The flip side is that non-excessiveness is not always the right solution either. If you talk too much you may be perceived as irritating, if you don’t speak at all you might be perceived as socially awkward. If your flame is too low it will take forever to cook your meal and if it’s too high you’ll burn your food. There’s a balance, a Goldilocks zone, for which actions and emotions are appropriate for a given situation. If your friend misbehaves and you don’t speak up, your inaction will be condoning that bad behavior, whereas if you overreact in anger, your actions may damage the friendship.
If this is the case, how can we ensure our thoughts and actions are balanced without being excessive or non-excessive?
There is a Pranic healing technique called ‘discernment’. Grand Master Choa would talk about it a lot. Discernment allows us to determine good from bad and right from wrong— in the same way… you can discern excessiveness from non-excessiveness.
There’s a sweet story that one of my students shared with me about Indian sweets. He visited Kota, Rajasthan for a festival. Indian festivals are often full of sweets and snacks. My student wanted to pack lots of sweets to take home so ordered an extra-large sweet package to be delivered.
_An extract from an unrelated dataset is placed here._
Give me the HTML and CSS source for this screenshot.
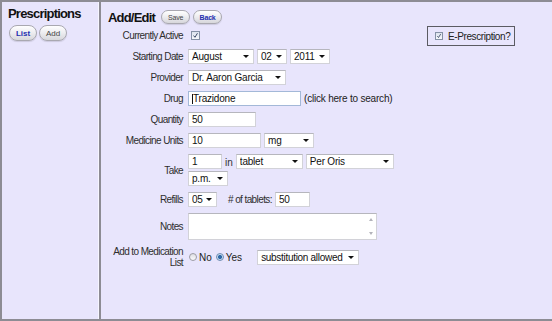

Unsurprisingly the package was too large, so he discerned that perhaps the sweets were excessive, and left some sweets in the mailbox with a note for others to ‘help themselves’.
If you have identified something that you do excessively or non-excessively and would like to change, the number one important thing you must get right is your mindset. You must be mentally prepared before you can kick a bad habit. If you have identified, for example, that you drink more than you’d like… you must first mentally be ready to lower or give up alcohol before you can do something about it. Otherwise, when your well-meaning friend offers you a drink, you will give in.
In our day-to-day lives, let us practice discernment to moderate our actions so that we do not harm ourselves or others by overdoing or inaction.